Thermal Coupling: Consider how heat from one component affects neighbors. MOSFETs in parallel should be thermally coupled (close together on shared copper) to promote current sharing.

Layer Stackup Optimization

Power Layer Placement: Place heavy copper power/ground planes on internal layers closest to the power component side. This minimizes via length for thermal conduction.

Thermal Layer: Some designs benefit from a dedicated thermal layer—a plane connected to power device thermal pads that spans the board for maximum heat spreading.

Stackup Example for 4-Layer Power Board:

  • Layer 1: Signal/Power traces, 2 oz copper
  • Layer 2: Ground plane, 2 oz copper (thermal coupling)
  • Layer 3: Power plane, 2 oz copper
  • Layer 4: Signal traces, 1 oz copper

Symmetry: Symmetric stackups reduce warpage during reflow and improve thermal uniformity.

Core vs. Prepreg: Standard prepreg between copper layers has lower thermal conductivity than core material. For extreme thermal requirements, consider thermally-enhanced prepreg materials (1.0+ W/mK).

Advanced Techniques

Metal-Core PCBs (MCPCB): For LED drivers and other applications requiring excellent thermal performance, metal-core (typically aluminum) PCBs provide thermal conductivity 10-100x better than FR4. Cost is higher and layer count is typically limited to 2.

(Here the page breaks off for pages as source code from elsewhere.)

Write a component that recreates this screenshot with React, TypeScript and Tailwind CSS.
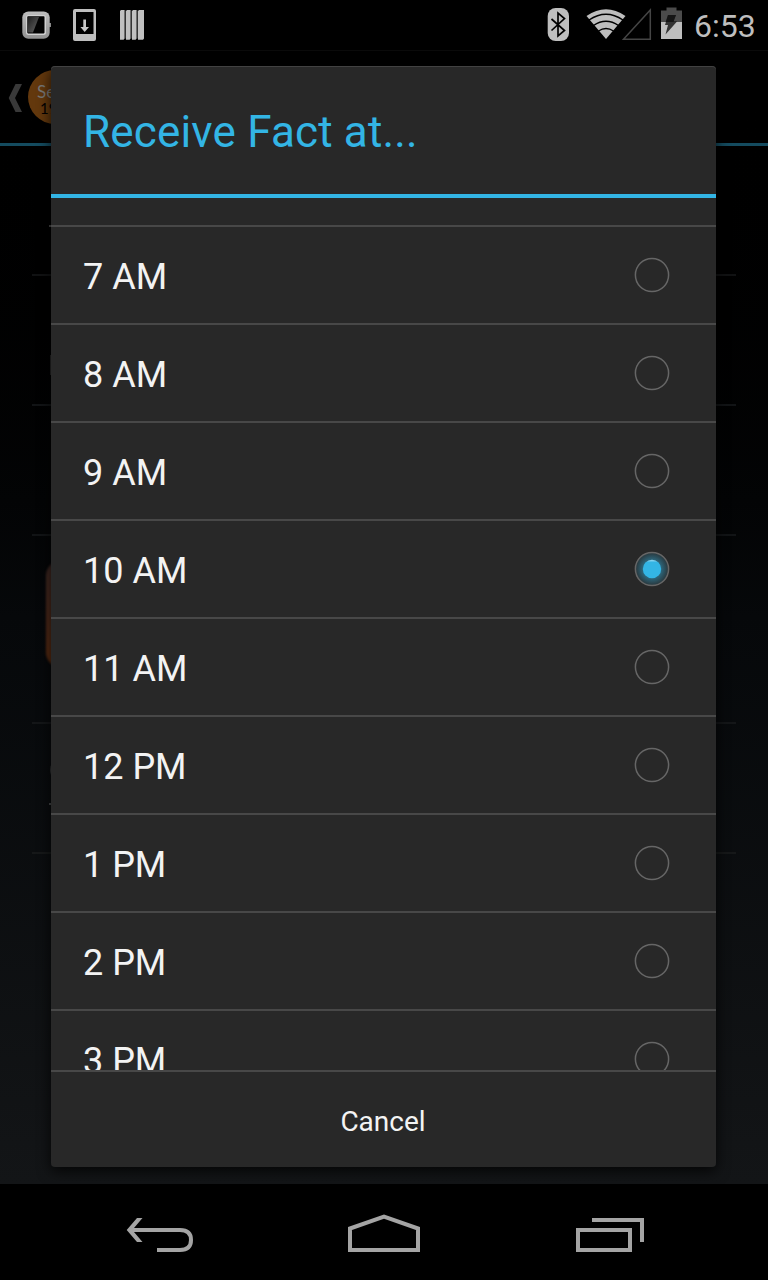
const hours = ["7 AM", "8 AM", "9 AM", "10 AM", "11 AM", "12 PM", "1 PM", "2 PM", "3 PM"];

function Radio({ checked }: { checked: boolean }) {
  return (
    <svg width="36" height="36" viewBox="0 0 36 36" className="shrink-0">
      <defs>
        <radialGradient id="glow">
          <stop offset="0.5" stopColor="#33b5e5" stopOpacity="0.48" />
          <stop offset="1" stopColor="#33b5e5" stopOpacity="0.1" />
        </radialGradient>
        <linearGradient id="dot" x1="0" y1="0" x2="0" y2="1">
          <stop offset="0" stopColor="#9edcf3" />
          <stop offset="0.14" stopColor="#33b5e5" />
        </linearGradient>
      </defs>
      {checked && <circle cx="18" cy="18" r="16.5" fill="url(#glow)" />}
      <circle cx="18" cy="18" r="16.6" fill="none" stroke="#666" strokeWidth="1.5" />
      {checked && <circle cx="18" cy="18" r="9.2" fill="url(#dot)" />}
    </svg>
  );
}

function StatusBar() {
  return (
    <header className="flex h-[50px] shrink-0 items-center justify-between bg-black pr-3 pl-5">
      <svg width="130" height="50" viewBox="20 0 130 50">
        <defs>
          <linearGradient id="metal" x1="0" y1="0" x2="0" y2="1">
            <stop offset="0" stopColor="#bdbdbd" />
            <stop offset="1" stopColor="#929292" />
          </linearGradient>
          <linearGradient id="glass" x1="0" y1="0" x2="1" y2="1">
            <stop offset="0" stopColor="#333" />
            <stop offset="1" stopColor="#aaa" />
          </linearGradient>
        </defs>
        <path d="M49 23h2v4h-2z" fill="#888" />
        <rect x="22.300" y="11.500" width="27.400" height="27.200" rx="6" fill="url(#metal)" />
        <rect x="26" y="15" width="20" height="20" rx="2.500" fill="#d0d0d0" />
        <rect x="27.300" y="16.200" width="17.200" height="17.200" rx="0.800" fill="#020202" />
        <path d="M28 17h11l-6 15.500h-5z" fill="url(#glass)" opacity="0.6" />
        <path fillRule="evenodd" d="M75 9h19q2 0 2 2v28q0 2-2 2H75q-2 0-2-2V11q0-2 2-2zm1 3v22h17.500V12z" fill="#bebebe" />
        <path d="M83.300 19.500h2.700v7.500h3l-4.300 5-4.300-5h2.900z" fill="#c8c8c8" />
        <path d="M120 11l1-1h3.600v28.500l-1 1.200h-3.600zM126 11l1-1h3.600v28.500l-1 1.200h-3.600zM132 11l1-1h3.600v28.500l-1 1.200h-3.600zM138 11l1-1h5v28.500l-1 1.200h-5z" fill="#c0c0c0" />
        <path d="M125 10.500v28M131 10.500v28M137 10.500v28" fill="none" stroke="#686868" strokeWidth="1" />
      </svg>
      <div className="flex items-center">
        <svg width="146" height="50" viewBox="544 0 146 50">
          <rect x="547.700" y="8" width="21.300" height="33" rx="8" fill="#bebebe" />
          <path d="M551.500 19l13 11.500-6.500 5.500V13l6.500 5.500-13 12" fill="none" stroke="#000" strokeWidth="1.700" />
          <path d="M606 39L586.500 16q19.500-13.500 39 0z" fill="#bebebe" />
          <path d="M589 20q17-11.500 34 0M593.500 25.500q12.500-8.500 25 0M598.500 31q7.500-5 15 0" fill="none" stroke="#000" strokeWidth="1.500" />
          <path d="M623.500 39.300H650.300V10z" fill="none" stroke="#454545" strokeWidth="1.500" />
          <path d="M661 10.500h5.500V7.500h10v3h5.500V22h-21z" fill="#4b4b4b" />
          <path d="M661 22h21v17h-21z" fill="#bebebe" />
          <path d="M668 15h8l-2.500 6.500h3.500l-11.500 13 2.500-9.500H665z" fill="#333" />
          <path d="M668 15h8l-2.500 6.500h3.500l-.500.500H665.700z" fill="#151515" />
        </svg>
        <span className="w-[66px] pt-0.5 pl-1 text-[32px] leading-[50px] whitespace-nowrap text-[#bebebe]">6:53</span>
      </div>
    </header>
  );
}

function Backdrop() {
  return (
    <div className="flex flex-1 flex-col bg-linear-to-b from-black via-[#06080a] to-[#131517]">
      <div className="flex h-24 shrink-0 items-center border-t border-b-[3px] border-t-[#0a0a0a] border-b-[#144b5f] pl-2">
        <svg width="16" height="30" viewBox="0 0 16 30" className="mt-px">
          <path d="M7.500 1H14L7 15l7 14H7.500L.7 15z" fill="#393939" />
        </svg>
        <div className="ml-1 flex h-[54px] w-[54px] flex-col bg-[#63380d] pt-[13px] pl-[9px] leading-[17px] rounded-full font-['Lato',sans-serif]">
          <span className="text-[17px] text-[#777]">Sep</span>
          <span className="pl-[3px] text-[15px] text-black">19</span>
        </div>
      </div>
      <div className="mx-8 flex flex-1 flex-col text-[#303234]">
        <div className="h-[130px] shrink-0 border-b-2 border-[#111213] pt-[79px] pl-[17px]">
          <div className="h-0.5 w-2 bg-[#484848]" />
        </div>
        <div className="flex h-[130px] shrink-0 items-start border-b-2 border-[#121416] pt-[79px] pl-[18px]">
          <div className="h-5 w-1 bg-[#252525]" />
        </div>
        <div className="h-[130px] shrink-0 border-b-2 border-[#121416]" />
        <div className="flex h-[188px] shrink-0 items-start border-b-2 border-[#141618] pt-6 pl-[14px]">
          <div className="h-[108px] w-[108px] rounded-2xl bg-linear-to-b from-[#3c2723] to-[#5c2b0d] blur-[1px]" />
        </div>
        <div className="flex h-[130px] shrink-0 flex-col border-b-2 border-[#161819] pt-[34px] pl-[17px]">
          <div className="ml-px h-6 w-6 rounded-full border-2 border-[#303234]" />
          <div className="mt-[21px] h-0.5 w-4 bg-[#45484a]" />
        </div>
      </div>
    </div>
  );
}

function NavBar() {
  return (
    <nav className="flex h-24 shrink-0 items-start justify-between bg-black pt-[30px] pr-[124px] pl-[126px]">
      <svg width="68" height="40" viewBox="126 1214 68 40" fill="none" stroke="#a4a4a4" strokeWidth="4">
        <path d="M130 1230h50q11 0 11 10t-11 10h-23" />
        <path d="M137 1218h5.500l-10.200 12 10.200 12H137l-10.300-12z" fill="#a4a4a4" stroke="none" />
      </svg>
      <svg width="72" height="40" viewBox="348 1214 72 40" className="-ml-[2px]" fill="none" stroke="#a4a4a4" strokeWidth="4">
        <path d="M350 1250v-21.500l34-12 34 12V1250z" />
      </svg>
      <svg width="68" height="40" viewBox="576 1214 68 40" fill="none" stroke="#a4a4a4" strokeWidth="4">
        <path d="M578 1230h52v20h-52zM592 1220h50v22" />
      </svg>
    </nav>
  );
}

export default function App() {
  return (
    <div className="relative flex h-[1280px] w-[768px] flex-col overflow-hidden bg-black font-['Roboto',sans-serif]">
      <StatusBar />
      <Backdrop />
      <NavBar />
      <section
        role="dialog"
        className="absolute top-[66px] left-[51px] flex h-[1101px] w-[665px] flex-col overflow-hidden rounded-[4px] bg-[#282828] shadow-[0_4px_14px_rgba(0,0,0,0.8),inset_0_1px_0_#424242]"
      >
        <h1 className="flex h-[132px] shrink-0 items-center border-b-4 border-[#33b5e5] pt-1 pl-8 text-[44px] tracking-[0.17px] text-[#33b5e5]">
          Receive Fact at...
        </h1>
        <div className="flex min-h-0 flex-1 flex-col overflow-hidden pt-[27px]">
          {hours.map((hour) => (
            <div
              key={hour}
              className="flex h-[98px] shrink-0 items-center justify-between border-t-2 border-[#484848] pr-[46px] pl-8 text-4xl text-[#f3f3f3]"
            >
              <span className="pt-1">{hour}</span>
              <Radio checked={hour === "10 AM"} />
            </div>
          ))}
        </div>
        <button className="h-[97px] shrink-0 border-t-2 border-[#484848] pt-1 pr-px text-[28px] text-[#f3f3f3]">Cancel</button>
      </section>
    </div>
  );
}
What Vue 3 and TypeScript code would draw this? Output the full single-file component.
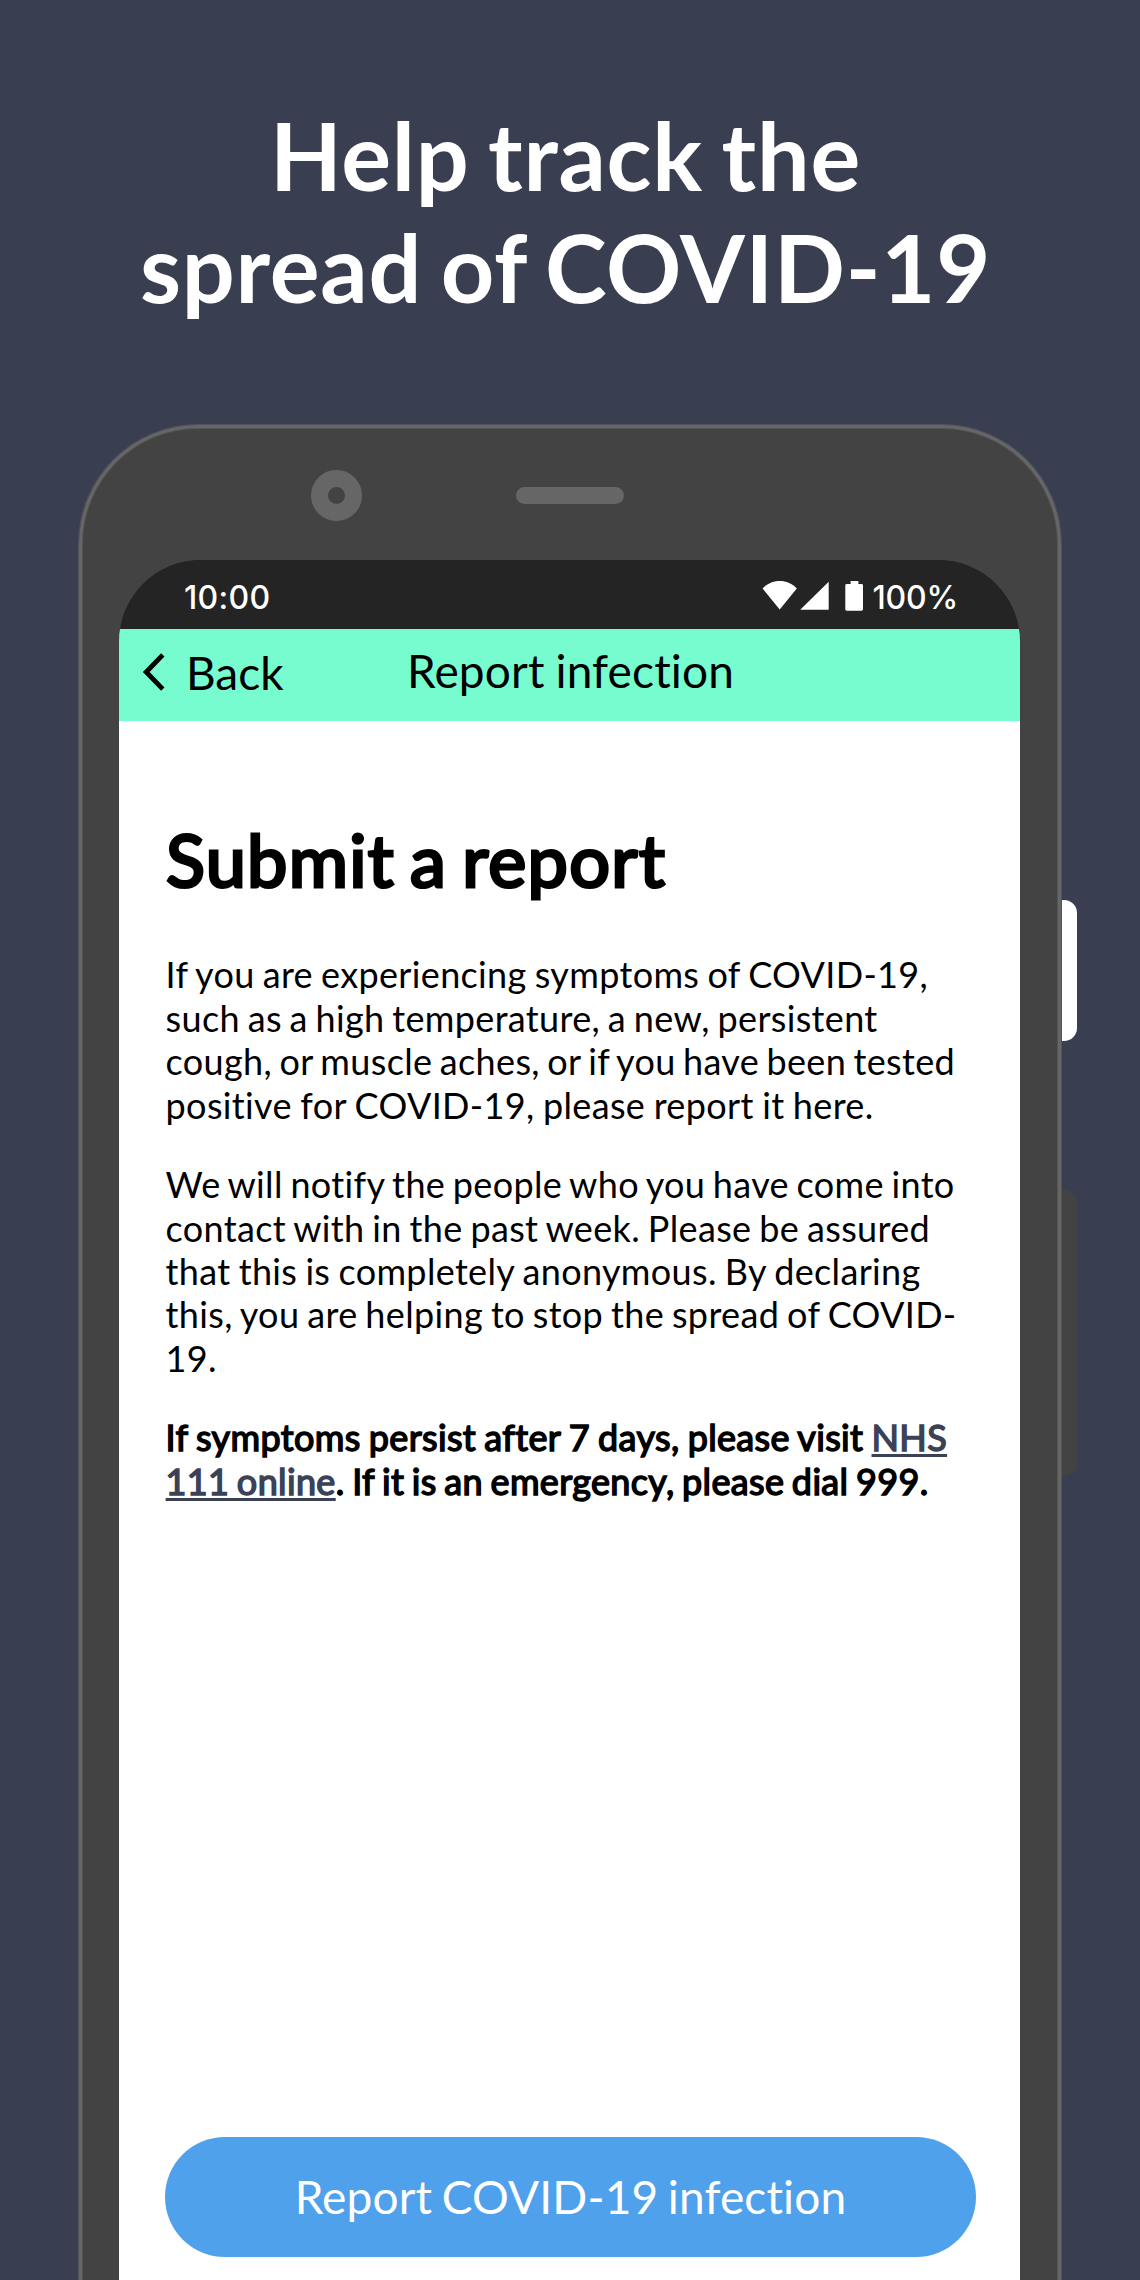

Embedded Coin/Heat Sink: A copper slug (coin) can be embedded in the PCB directly under a power component, providing a direct thermal path to a bottom-side heatsink. Common in high-power modules.

Insulated Metal Substrates (IMS): Similar to MCPCB but with optimized dielectric layers for high-voltage isolation while maintaining thermal performance.

Direct Bonded Copper (DBC): Ceramic substrates (alumina or aluminum nitride) with bonded copper layers provide excellent thermal conductivity and high-voltage isolation. Used in power modules and high-reliability applications.

CFD Validation: For critical applications, simulate the PCB thermal performance using CFD tools. Model copper distribution, vias, and component power dissipation to predict temperatures and optimize the layout.